There are some factors that most people would agree should not matter, race being the most obvious. On this point, the NCSC study produces a very encouraging result.

The news from the current research is that while a small number of statistically significant racial effects were found across the three states, all were substantively small with minimal impact on actual sentence decisions. For example, while race alone is not significant in Michigan and Minnesota, the subgroup of young black males has a slightly greater chance of being sent to prison of less than one percent. In Virginia, the guidelines have eliminated almost all evidence of racial differences in sentencing across the six crime groups examined with one exception. Black males register a slight increase in predicted sentence length for the Assault crime group.


So, this study supports the view that the states can deal with Blakely as the Supreme Court did with the federal system in Booker, i.e., make the guidelines advisory, without giving up the discrimination-inhibiting effect of a guidelines system. The study also found that the sex bias effect, while statistically discernible, was small. Although the study does not mention it, I also found it heartening that the Southern state shows no more evidence of racial discrimination than the two Northern states.

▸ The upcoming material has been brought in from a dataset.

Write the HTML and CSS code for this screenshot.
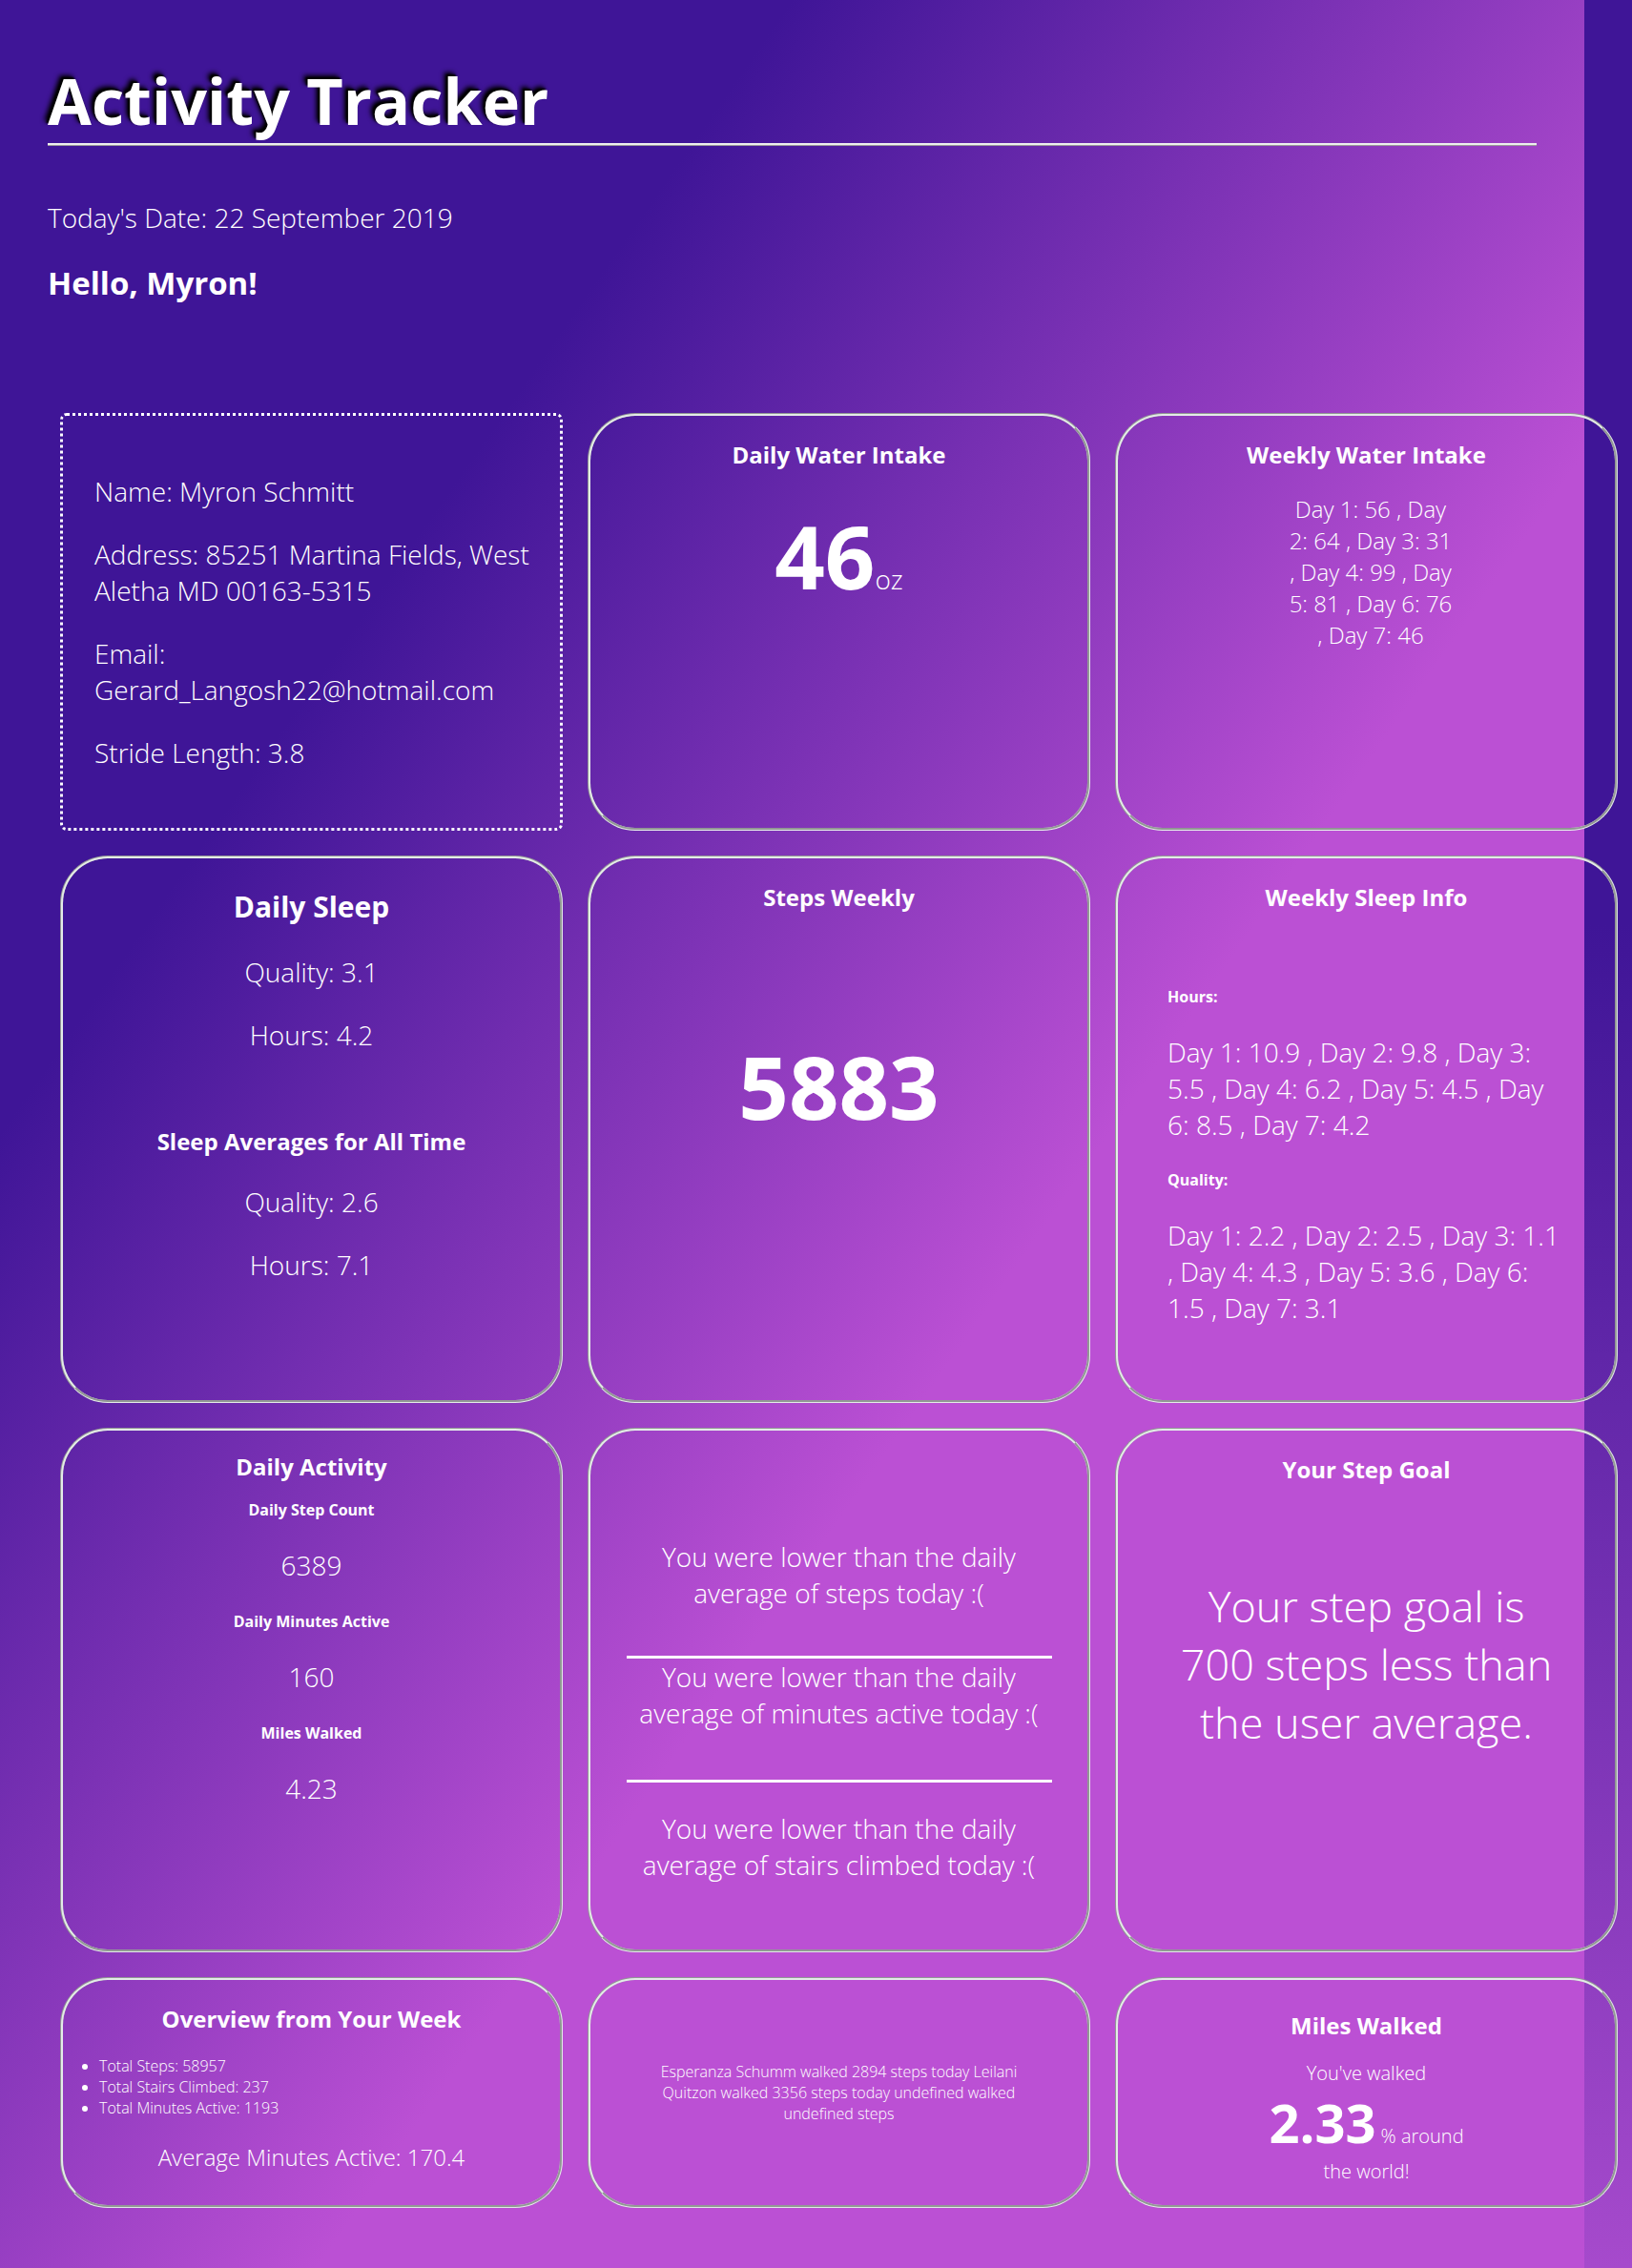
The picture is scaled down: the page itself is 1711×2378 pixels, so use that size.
FILE: index.html
```html
<!DOCTYPE html>
<html lang="en">
<head>
<meta charset="utf-8">
<title>Activity Tracker</title>
<link rel="stylesheet" href="styles.css">
</head>
<body>
<div class="page">
  <header class="header">
    <h1 class="title">Activity Tracker</h1>
    <p class="date">Today's Date: 22 September 2019</p>
    <h2 class="greeting">Hello, Myron!</h2>
  </header>

  <main class="grid">
    <section class="card card-user">
      <div class="user-info">
        <p>Name: Myron Schmitt</p>
        <p>Address: 85251 Martina Fields, West Aletha MD 00163-5315</p>
        <p>Email: Gerard_Langosh22@hotmail.com</p>
        <p>Stride Length: 3.8</p>
      </div>
    </section>

    <section class="card">
      <h3 class="card-title">Daily Water Intake</h3>
      <p class="big-num water-num">46<span class="unit">oz</span></p>
    </section>

    <section class="card">
      <h3 class="card-title">Weekly Water Intake</h3>
      <p class="water-week">Day 1: 56 , Day 2: 64 , Day 3: 31 , Day 4: 99 , Day 5: 81 , Day 6: 76 , Day 7: 46</p>
    </section>

    <section class="card">
      <h2 class="card-title-lg">Daily Sleep</h2>
      <p class="val">Quality: 3.1</p>
      <p class="val">Hours: 4.2</p>
      <h3 class="card-title sleep-avg-title">Sleep Averages for All Time</h3>
      <p class="val">Quality: 2.6</p>
      <p class="val">Hours: 7.1</p>
    </section>

    <section class="card">
      <h3 class="card-title">Steps Weekly</h3>
      <p class="big-num steps-num">5883</p>
    </section>

    <section class="card card-sleepweek">
      <h3 class="card-title">Weekly Sleep Info</h3>
      <h5 class="label label-first">Hours:</h5>
      <p class="days">Day 1: 10.9 , Day 2: 9.8 , Day 3: 5.5 , Day 4: 6.2 , Day 5: 4.5 , Day 6: 8.5 , Day 7: 4.2</p>
      <h5 class="label">Quality:</h5>
      <p class="days">Day 1: 2.2 , Day 2: 2.5 , Day 3: 1.1 , Day 4: 4.3 , Day 5: 3.6 , Day 6: 1.5 , Day 7: 3.1</p>
    </section>

    <section class="card">
      <h3 class="card-title activity-title">Daily Activity</h3>
      <h5 class="label-sm label-sm-first">Daily Step Count</h5>
      <p class="val">6389</p>
      <h5 class="label-sm">Daily Minutes Active</h5>
      <p class="val">160</p>
      <h5 class="label-sm">Miles Walked</h5>
      <p class="val">4.23</p>
    </section>

    <section class="card">
      <div class="cmp">
        <p class="cmp-text cmp-first">You were lower than the daily average of steps today :(</p>
        <div class="cmp-line cmp-line-1"></div>
        <p class="cmp-text cmp-second">You were lower than the daily average of minutes active today :(</p>
        <div class="cmp-line cmp-line-2"></div>
        <p class="cmp-text cmp-third">You were lower than the daily average of stairs climbed today :(</p>
      </div>
    </section>

    <section class="card">
      <h3 class="card-title">Your Step Goal</h3>
      <p class="goal">Your step goal is 700 steps less than the user average.</p>
    </section>

    <section class="card">
      <h3 class="card-title">Overview from Your Week</h3>
      <ul class="overview-list">
        <li>Total Steps: 58957</li>
        <li>Total Stairs Climbed: 237</li>
        <li>Total Minutes Active: 1193</li>
      </ul>
      <p class="avg">Average Minutes Active: 170.4</p>
    </section>

    <section class="card card-friends">
      <p class="friends">Esperanza Schumm walked 2894 steps today Leilani Quitzon walked 3356 steps today undefined walked undefined steps</p>
    </section>

    <section class="card">
      <h3 class="card-title miles-title">Miles Walked</h3>
      <p class="miles">You've walked <span class="miles-num">2.33</span> % around the world!</p>
    </section>
  </main>
</div>
</body>
</html>
```

FILE: styles.css
```css
* {
  box-sizing: border-box;
}

html,
body {
  margin: 0;
  padding: 0;
}

body {
  font-family: "Open Sans", "Noto Sans", sans-serif;
  font-weight: 300;
  color: #ffffff;
  min-height: 2378px;
  background: linear-gradient(to bottom, #3f1597 0, #3f1597 970px, #a64acc 2378px);
}

.page {
  width: 1661px;
  min-height: 2378px;
  padding: 60px 50px 0;
  background: linear-gradient(to bottom right, #3f1597 25%, #bb50d4 60%);
}

/* Header */
.title {
  margin: 0;
  font-size: 66.5px;
  font-weight: 700;
  line-height: normal;
  text-shadow: -4px -4px 5px #000000, -2px -2px 2px #000000;
  border-bottom: 2px solid #eeeeee;
  box-shadow: 0 1px 0 #9a9a9a;
}

.date {
  margin: 57px 0 0;
  font-size: 28px;
  line-height: normal;
}

.greeting {
  margin: 27px 0 0;
  font-size: 33px;
  font-weight: 700;
  line-height: normal;
}

/* Grid */
.grid {
  display: grid;
  width: 1634px;
  margin: 114px 0 0 13px;
  grid-template-columns: repeat(3, 527px);
  grid-template-rows: 438px 574px 550px 242px;
  column-gap: 26px;
  row-gap: 26px;
}

.card {
  border: 3px groove #e4ebe8;
  border-radius: 50px;
  text-align: center;
  line-height: normal;
}

.card p,
.card h2,
.card h3,
.card h5,
.card ul {
  line-height: normal;
}

.card-user {
  display: flex;
  flex-direction: column;
  justify-content: center;
  border: 3px dotted #ffffff;
  border-radius: 7px;
  text-align: left;
  padding: 0 20px 0 33px;
}

.user-info p {
  margin: 28px 0;
  font-size: 28px;
}

.card-title {
  margin: 24px 0 0;
  font-size: 24px;
  font-weight: 700;
}

.card-title-lg {
  margin: 30px 0 0;
  font-size: 30px;
  font-weight: 700;
}

.big-num {
  margin: 0;
  font-size: 92px;
  font-weight: 700;
}

.card .big-num {
  line-height: 1;
}

.water-num {
  margin-top: 44px;
}

.steps-num {
  margin-top: 136px;
}

.unit {
  font-size: 28px;
  font-weight: 300;
}

.water-week {
  width: 176px;
  margin: 24px 0 0 177px;
  font-size: 24px;
}

.val {
  margin: 28px 0 0;
  font-size: 28px;
}

.card-title-lg + .val {
  margin-top: 29px;
}

.sleep-avg-title {
  margin-top: 76px;
}

/* Weekly sleep */
.card-sleepweek {
  text-align: left;
  padding: 0 52px;
}

.card-sleepweek .card-title {
  text-align: center;
}

.label {
  margin: 28px 0 0;
  font-size: 16px;
  font-weight: 700;
}

.label-first {
  margin-top: 77px;
}

.days {
  margin: 28px 0 0;
  font-size: 28px;
}

/* Daily activity */
.activity-title {
  margin-top: 21px;
}

.label-sm {
  margin: 29px 0 0;
  font-size: 16px;
  font-weight: 700;
}

.label-sm-first {
  margin-top: 18px;
}

/* Comparison */
.cmp {
  width: 446px;
  margin: 0 auto;
}

.cmp-text {
  margin: 0;
  font-size: 28px;
}

.cmp-first {
  margin-top: 113px;
}

.cmp-line {
  height: 3px;
  background: #ffffff;
}

.cmp-line-1 {
  margin-top: 47px;
}

.cmp-second {
  margin-top: 0;
}

.cmp-line-2 {
  margin-top: 51px;
}

.cmp-third {
  margin-top: 29px;
}

/* Step goal */
.goal {
  width: 405px;
  margin: 96px auto 0;
  font-size: 45px;
}

/* Overview */
.overview-list {
  margin: 22px 0 0;
  padding-left: 38px;
  text-align: left;
  font-size: 16px;
}

.avg {
  margin: 24px 0 0;
  font-size: 24px;
}

/* Friends */
.card-friends {
  display: flex;
  align-items: center;
  justify-content: center;
}

.friends {
  width: 400px;
  margin: 0;
  font-size: 16px;
}

/* Miles */
.miles-title {
  margin-top: 31px;
}

.miles {
  width: 220px;
  margin: 20px auto 0;
  font-size: 20px;
}

.miles-num {
  font-size: 56px;
  font-weight: 700;
}
```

Consistent with the research on capital sentencing, this study found that sentences for similar crimes tend to be lower in the jaded urban centers (Detroit and, to a lesser degree, Minneapolis) than in the smaller cities and rural areas. The study calls this "unwarranted disparity," but that is a matter of opinion.**

With the above factors controlled, what explains the remainder of the variance from the guideline-criteria model? If it is judges properly considering legitimate differences in the cases which are not taken into account by the guidelines, that is a good thing. If it is variation in the judges themselves, that is a bad thing. This study doesn't tell us.

There are always more questions to be examined. That is the nature of research.


* The post-Furman fixes worked on the issue of greatest concern, discrimination against minority defendants. Now even a die-hard opponent of the death penalty says, "It's not the race of the defendant that is the major factor, and I don't think there are many studies that claim that."

** To date, I have not heard anyone call for a moratorium on imprisonment due to this shocking "geographic disparity."